Maybe the whisper came from my Venus. She is the best caregiver for my Pisces Moon. She knows exactly what it needs. She knew I was occupying myself with busy to avoid dealing with the fact that little Moon needed my attention. Or, maybe it was the far reaching wordless echo of the trees themselves. Doesn't matter. I guiltily followed the advice and breached the treeline re-emerging a little over 3 hours later with zero regrets.
Well, except for the regret felt because 3 hours didn't seem long enough. Any longer than that and I would have been missed. Folks would have been worried. As hard as it was to give myself permission to go, it was even more difficult convincing myself it was time to come out.

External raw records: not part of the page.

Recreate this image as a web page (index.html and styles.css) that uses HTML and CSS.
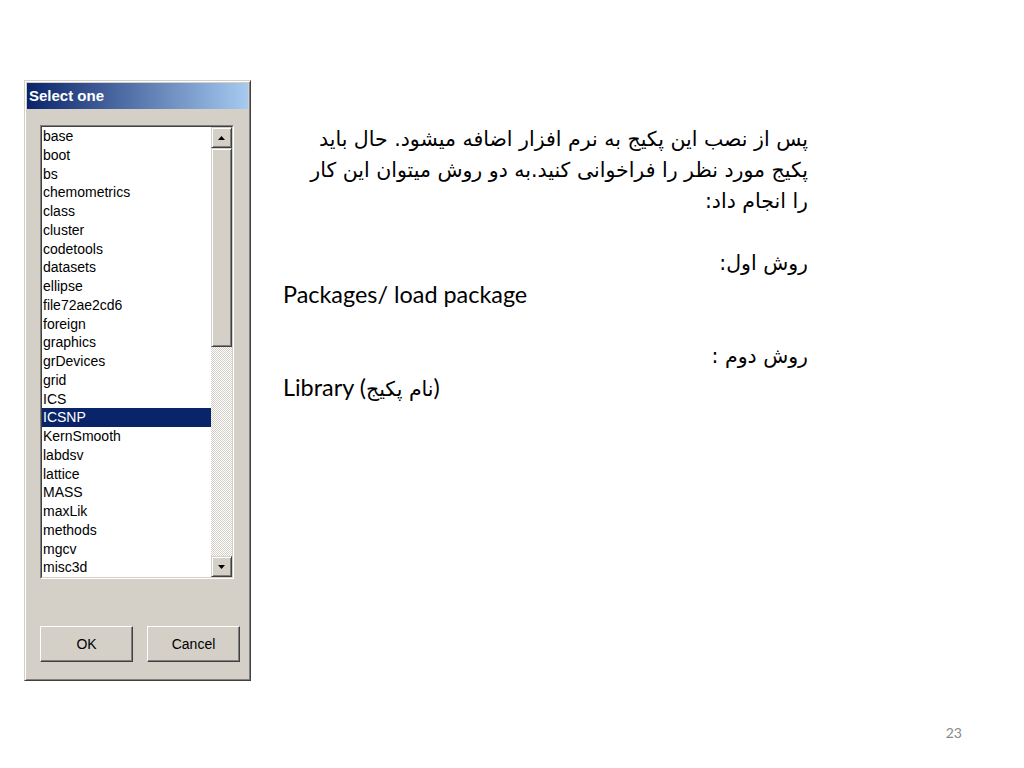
FILE: index.html
```html
<!DOCTYPE html>
<html lang="fa">
<head>
<meta charset="utf-8">
<title>Select one</title>
<link rel="stylesheet" href="styles.css">
</head>
<body>
<div class="slide">
  <div class="content">
    <div class="dialog">
      <div class="titlebar">Select one</div>
      <div class="dialog-body">
        <div class="listbox">
          <div class="listbox-inner">
            <ul class="items">
              <li>base</li>
              <li>boot</li>
              <li>bs</li>
              <li>chemometrics</li>
              <li>class</li>
              <li>cluster</li>
              <li>codetools</li>
              <li>datasets</li>
              <li>ellipse</li>
              <li>file72ae2cd6</li>
              <li>foreign</li>
              <li>graphics</li>
              <li>grDevices</li>
              <li>grid</li>
              <li>ICS</li>
              <li class="selected">ICSNP</li>
              <li>KernSmooth</li>
              <li>labdsv</li>
              <li>lattice</li>
              <li>MASS</li>
              <li>maxLik</li>
              <li>methods</li>
              <li>mgcv</li>
              <li>misc3d</li>
            </ul>
            <div class="scrollbar">
              <div class="sb-btn"><svg width="7" height="4" viewBox="0 0 7 4"><path d="M0 4 L3.5 0 L7 4 Z" fill="#000"/></svg></div>
              <div class="sb-thumb"></div>
              <div class="sb-track"></div>
              <div class="sb-btn"><svg width="7" height="4" viewBox="0 0 7 4"><path d="M0 0 L7 0 L3.5 4 Z" fill="#000"/></svg></div>
            </div>
          </div>
        </div>
        <div class="buttons">
          <div class="btn">OK</div>
          <div class="btn">Cancel</div>
        </div>
      </div>
    </div>
    <div class="text">
      <div class="line rtl" dir="rtl">پس از نصب این پکیج به نرم افزار اضافه میشود. حال باید</div>
      <div class="line rtl" dir="rtl">پکیج مورد نظر را فراخوانی کنید.به دو روش میتوان این کار</div>
      <div class="line rtl" dir="rtl">را انجام داد:</div>
      <div class="line blank"></div>
      <div class="line rtl" dir="rtl">روش اول:</div>
      <div class="line ltr">Packages/ load package</div>
      <div class="line blank"></div>
      <div class="line rtl" dir="rtl">روش دوم :</div>
      <div class="line ltr">Library (<span dir="rtl">نام پکیج</span>)</div>
    </div>
  </div>
  <div class="page-num">23</div>
</div>
</body>
</html>
```
FILE: styles.css
```css
* { box-sizing: border-box; }
html, body { margin: 0; padding: 0; background: #fff; }
.slide {
  width: 1024px;
  height: 768px;
  display: flex;
  flex-direction: column;
  font-family: "Liberation Sans", "DejaVu Sans", sans-serif;
}
.content {
  display: flex;
  align-items: flex-start;
  padding: 80px 0 0 24px;
}
.dialog {
  width: 227px;
  height: 601px;
  background: #d4d0c8;
  border: 1px solid;
  border-color: #d4d0c8 #404040 #404040 #d4d0c8;
  box-shadow: inset 1px 1px #fff, inset -1px -1px #808080;
  padding: 2px;
  display: flex;
  flex-direction: column;
}
.titlebar {
  height: 26px;
  background: linear-gradient(to right, #0a246a, #a6caf0);
  color: #fff;
  font: bold 15px/26px "Liberation Sans", sans-serif;
  padding-left: 2px;
}
.dialog-body {
  padding: 16px 0 0 13px;
}
.listbox {
  width: 194px;
  border: 1px solid;
  border-color: #808080 #fff #fff #808080;
}
.listbox-inner {
  display: flex;
  height: 452px;
  border: 1px solid;
  border-color: #404040 #d4d0c8 #d4d0c8 #404040;
}
.items {
  list-style: none;
  margin: 0;
  padding: 0;
  width: 169px;
  background: #fff;
  font: 14px/18.75px "Liberation Sans", sans-serif;
  color: #000;
}
.items li { padding-left: 1px; white-space: nowrap; }
.items li.selected { background: #0a246a; color: #fff; }
.scrollbar {
  width: 21px;
  display: flex;
  flex-direction: column;
}
.sb-btn, .sb-thumb {
  background: #d4d0c8;
  border: 1px solid;
  border-color: #d4d0c8 #404040 #404040 #d4d0c8;
  box-shadow: inset 1px 1px #fff, inset -1px -1px #808080;
}
.sb-btn {
  height: 21px;
  display: flex;
  align-items: center;
  justify-content: center;
}
.sb-btn svg { display: block; }
.sb-thumb { height: 199px; }
.sb-track {
  flex: 1;
  background: repeating-conic-gradient(#fff 0 25%, #d4d0c8 0 50%) 0 0 / 2px 2px;
}
.buttons {
  display: flex;
  gap: 14px;
  margin-top: 47px;
}
.btn {
  width: 93px;
  height: 36px;
  background: #d4d0c8;
  border: 1px solid;
  border-color: #fff #404040 #404040 #fff;
  box-shadow: inset -1px -1px #808080;
  display: flex;
  align-items: center;
  justify-content: center;
  font: 14px "Liberation Sans", sans-serif;
  color: #000;
}
.text {
  width: 525px;
  margin: 44px 0 0 32px;
  color: #000;
}
.line {
  height: 31px;
  line-height: 31px;
  white-space: nowrap;
}
.rtl {
  font-family: "DejaVu Sans", sans-serif;
  font-size: 20.5px;
  text-align: right;
}
.ltr {
  font-family: Lato, "DejaVu Sans", sans-serif;
  font-size: 23.4px;
}
.ltr span { font-family: "DejaVu Sans", sans-serif; font-size: 20.5px; }
.page-num {
  margin-top: auto;
  padding: 0 62px 25px 0;
  text-align: right;
  font: 14px/20px Lato, sans-serif;
  color: #898989;
}
```
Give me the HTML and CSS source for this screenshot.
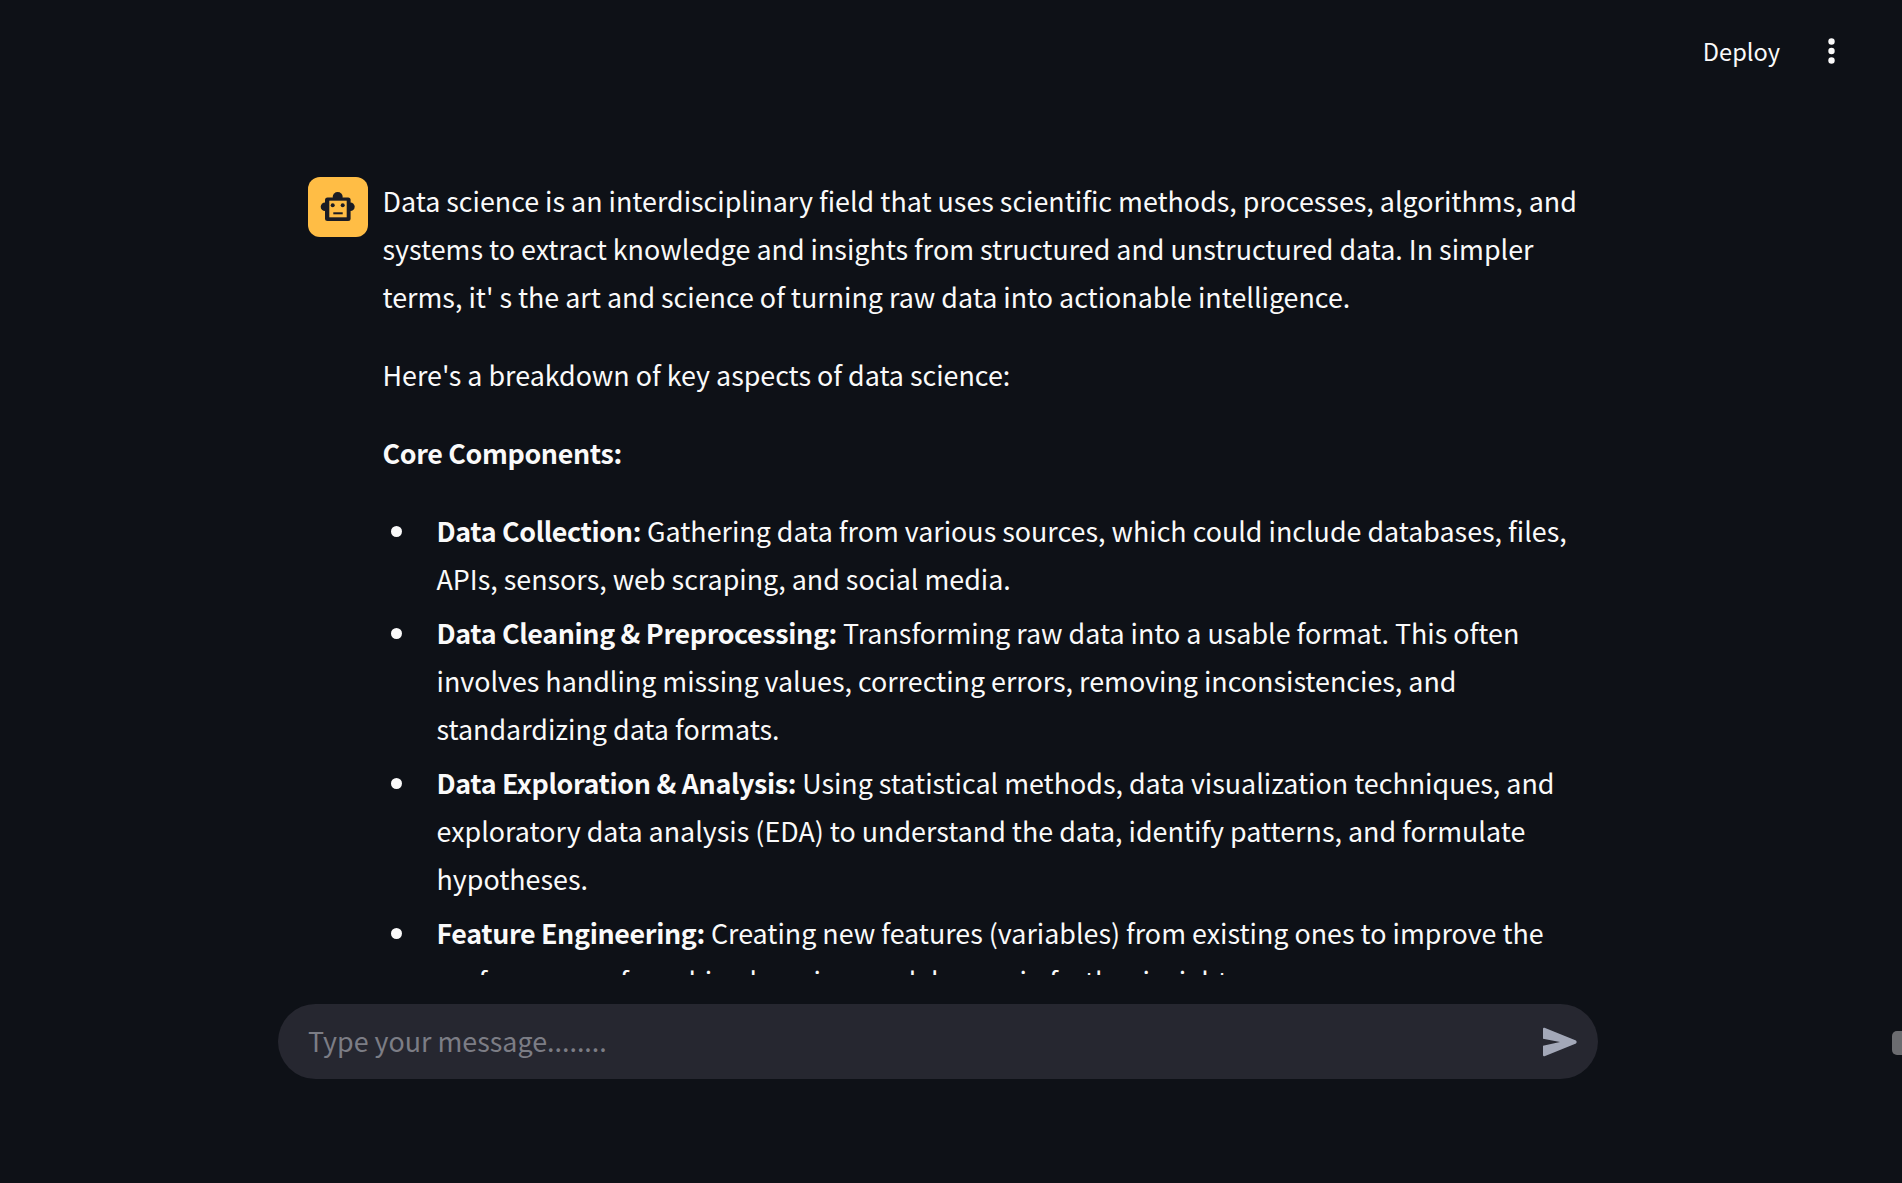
FILE: index.html
```html
<!DOCTYPE html>
<html lang="en">
<head>
  <meta charset="UTF-8" />
  <title>Chat</title>
  <link rel="stylesheet" href="styles.css">
</head>
<body>
  <header class="top-bar">
    <span class="deploy">Deploy</span>
    <svg class="menu-icon" width="10" height="26" viewBox="0 0 10 26"><circle cx="5.500" cy="3.500" r="3.200"/><circle cx="5.500" cy="13" r="3.200"/><circle cx="5.500" cy="22.500" r="3.200"/></svg>
  </header>
  <main class="chat-scroll">
    <div class="message">
      <div class="avatar">
        <svg width="36" height="36" viewBox="0 0 36 36">
          <circle class="bot" cx="17.700" cy="8" r="5"/>
          <circle class="bot" cx="5" cy="17.700" r="4.300"/>
          <circle class="bot" cx="30.400" cy="17.700" r="4.300"/>
          <rect class="bot" x="5" y="8.500" width="25.600" height="23.500" rx="2.500"/>
          <rect class="bot-face" x="9.300" y="11.700" width="17.400" height="16.600"/>
          <circle class="bot" cx="12.700" cy="16.300" r="2"/>
          <circle class="bot" cx="22.700" cy="16.300" r="2"/>
          <rect class="bot" x="13.300" y="23.300" width="9.400" height="2"/>
        </svg>
      </div>
      <div class="message-body">
        <p>Data science is an interdisciplinary field that uses scientific methods, processes, algorithms, and systems to extract knowledge and insights from structured and unstructured data. In simpler terms, it' s the art and science of turning raw data into actionable intelligence.</p>
        <p>Here's a breakdown of key aspects of data science:</p>
        <p><strong>Core Components:</strong></p>
        <ul>
          <li><strong>Data Collection:</strong> Gathering data from various sources, which could include databases, files, APIs, sensors, web scraping, and social media.</li>
          <li><strong>Data Cleaning &amp; Preprocessing:</strong> Transforming raw data into a usable format. This often involves handling missing values, correcting errors, removing inconsistencies, and standardizing data formats.</li>
          <li><strong>Data Exploration &amp; Analysis:</strong> Using statistical methods, data visualization techniques, and exploratory data analysis (EDA) to understand the data, identify patterns, and formulate hypotheses.</li>
          <li><strong>Feature Engineering:</strong> Creating new features (variables) from existing ones to improve the performance of machine learning models or gain further insights.</li>
        </ul>
      </div>
    </div>
  </main>
  <footer class="chat-input-wrap">
    <div class="chat-input">
      <span class="placeholder">Type your message........</span>
      <svg class="send-icon" width="36" height="30" viewBox="0 0 36 30"><path d="M2.500 0.800 L34 13.500 Q35.500 15 34 16.500 L2.500 29.200 Q1 29.700 1 28 V18.800 L18 15 L1 11.800 V2 Q1 0.300 2.500 0.800z"/></svg>
    </div>
  </footer>
  <div class="scroll-thumb"></div>
</body>
</html>
```

FILE: styles.css
```css
* {
  box-sizing: border-box;
}
html, body {
  height: 100%;
}
body {
  margin: 0;
  background-color: #0e1117;
  color: #fafafa;
  font-family: "Noto Sans CJK SC", "Noto Sans", sans-serif;
  font-size: 26.85px;
  line-height: 48px;
  overflow: hidden;
  position: relative;
}
.top-bar {
  height: 101px;
  display: flex;
  justify-content: flex-end;
  align-items: center;
  padding-right: 66px;
  gap: 46px;
}
.deploy {
  font-size: 23.6px;
}
.menu-icon {
  fill: #fafafa;
}
.chat-scroll {
  height: 874px;
  overflow: hidden;
  padding: 76px 320px 0 308px;
}
.message {
  display: flex;
  gap: 14.5px;
}
.avatar {
  flex: none;
  width: 60px;
  height: 60px;
  border-radius: 12px;
  background-color: #ffbd45;
  display: flex;
  align-items: center;
  justify-content: center;
}
.bot {
  fill: #1a1c24;
}
.bot-face {
  fill: #ffbd45;
}
.message-body p {
  margin: 0 0 30px;
}
.message-body strong {
  font-weight: 600;
  letter-spacing: -0.35px;
}
.message-body ul {
  margin: 0;
  padding-left: 54px;
  list-style: none;
}
.message-body li {
  margin-bottom: 6px;
  position: relative;
}
.message-body li::before {
  content: "";
  position: absolute;
  left: -46px;
  top: 19px;
  width: 11px;
  height: 11px;
  border-radius: 50%;
  background-color: #fafafa;
}
.chat-input-wrap {
  padding: 29px 0 0 278px;
}
.chat-input {
  width: 1320px;
  height: 75px;
  border-radius: 37.5px;
  background-color: #262730;
  display: flex;
  align-items: center;
  justify-content: space-between;
  padding: 0 20px 0 30px;
}
.placeholder {
  color: #7c7d85;
  margin-top: -2px;
}
.send-icon {
  fill: #a3a8b8;
}
.scroll-thumb {
  position: absolute;
  right: 0;
  top: 1031px;
  width: 10px;
  height: 24px;
  border-radius: 5px 0 0 5px;
  background-color: #6b6c70;
}
```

This Full Moon is all charged up and ready to go. Against a stellium in Pisces we are sensitive. Things are confusing to a point that it is hard to find words to describe how we feel in response to all the chaos emerging from the depths of the collective psyche. Yet, the Moon in Virgo knows what it is we need. Her fullness calls to us drawing us toward it. “Come, get back in touch with what you are made from. You are crafted of the rivers, rocks and dirt. You are related to everything you see. Come home to the silence and the strong enduring rootedness of the elders. Let us shelter and support you. Only here will you find the answers. Not in that tangled web in your head where words incessantly give rise to worry. But, here where we can remind you of what you are and what is really important. Come, recapture your wildness. What you NEED to do is stop. Release attachment to your incessant chatter and distracting busy-ness. Re-center yourself. Here. In the REAL world.”